My grandfather, the one who ran the Massey-Ferguson dealership in Cookstown, Ontario, Canada, lost two-or-three of his fingers from the knuckle up due to farm machinery (that’s me and sis).
But when I was about 10, he would send me inside a combine to put pliers on a nut while the others loosened a bolt – from the outside.
I only remember how damn hot it was.
In the UK – gramps was from Newport, Wales — machinery and transport continue to be the main causes of life-changing and life-ending injuries on farm.
Four in 10 of all farmworkers who have lost their lives over the past decade were related to workplace machinery or transport, said NFU vice-president Guy Smith.
Mr Smith, who is also chair of England’s Farm Safety Partnership, said that while the most recent figures from the Health and Safety Executive showed a reduction in the number of deaths through machinery and transport, one death was one too many.

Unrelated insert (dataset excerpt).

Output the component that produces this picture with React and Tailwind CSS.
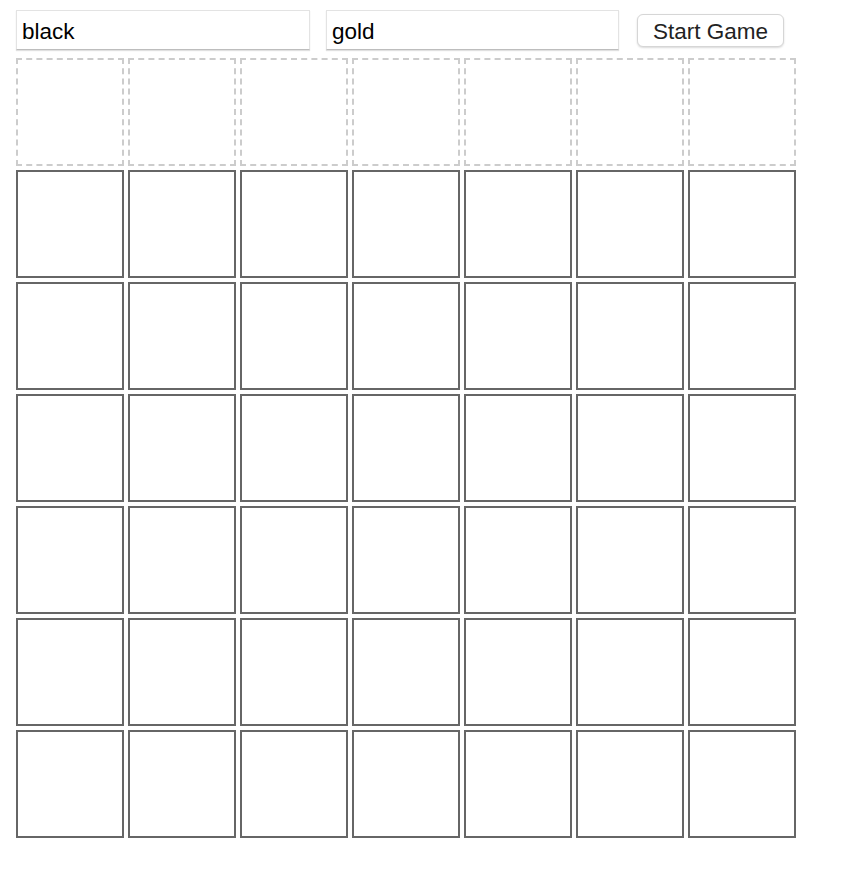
export default function App() {
  const cols = [0, 1, 2, 3, 4, 5, 6];
  const rows = [0, 1, 2, 3, 4, 5];
  return (
    <div className="bg-white w-[846px] h-[876px]" style={{ fontFamily: '"Liberation Sans", Arial, sans-serif' }}>
      <div className="flex items-center pl-4 pt-[10px] h-[50px]">
        <input
          defaultValue="black"
          className="w-[294px] h-[40px] border border-[#e3e3e3] border-b-[#bdbdbd] shadow-[0_1px_1px_rgba(0,0,0,0.12)] pl-[5px] pt-[4px] text-[22.5px] text-black outline-none"
          style={{ fontFamily: '"Liberation Sans", Arial, sans-serif' }}
        />
        <input
          defaultValue="gold"
          className="ml-4 w-[293px] h-[40px] border border-[#e3e3e3] border-b-[#bdbdbd] shadow-[0_1px_1px_rgba(0,0,0,0.12)] pl-[5px] pt-[4px] text-[22.5px] text-black outline-none"
          style={{ fontFamily: '"Liberation Sans", Arial, sans-serif' }}
        />
        <button className="ml-[18px] w-[147px] h-[33px] rounded-[6px] border border-[#d6d6d6] bg-white shadow-[0_1px_2px_rgba(0,0,0,0.15)] pt-[5px] text-[22.5px] text-[#222] leading-none">
          Start Game
        </button>
      </div>
      <div className="pl-4 pt-2 flex flex-col gap-1">
        <div className="flex gap-1">
          {cols.map((c) => (
            <div key={c} className="w-[108px] h-[108px] border-2 border-dashed border-[#cccccc]" />
          ))}
        </div>
        {rows.map((r) => (
          <div key={r} className="flex gap-1">
            {cols.map((c) => (
              <div key={c} className="w-[108px] h-[108px] border-2 border-solid border-[#666666]" />
            ))}
          </div>
        ))}
      </div>
    </div>
  );
}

Helen Banham, a dairy farmer from Skegness, Lincolnshire, lost two fingers on her right hand in a life-changing accident with a bottling machine four years ago.
She was going about her daily routine when a bottle dropped through the machine. Instinctively, and without thinking of turning off the bottling line, she reached into the machine to grab it.
Her hand became trapped in the machine and her thumb was severed, while a spike penetrated the palm of her hand.
While pulling her hand free she ripped it open, severely and irrevocably damaging the tendons in her third finger.
Mrs Banham said: “It was our wake-up call. The milk business was taking so much of our time and we were really up against it. We couldn’t afford to take on any more staff, costs were rising and the prices we could charge just weren’t covering our costs.”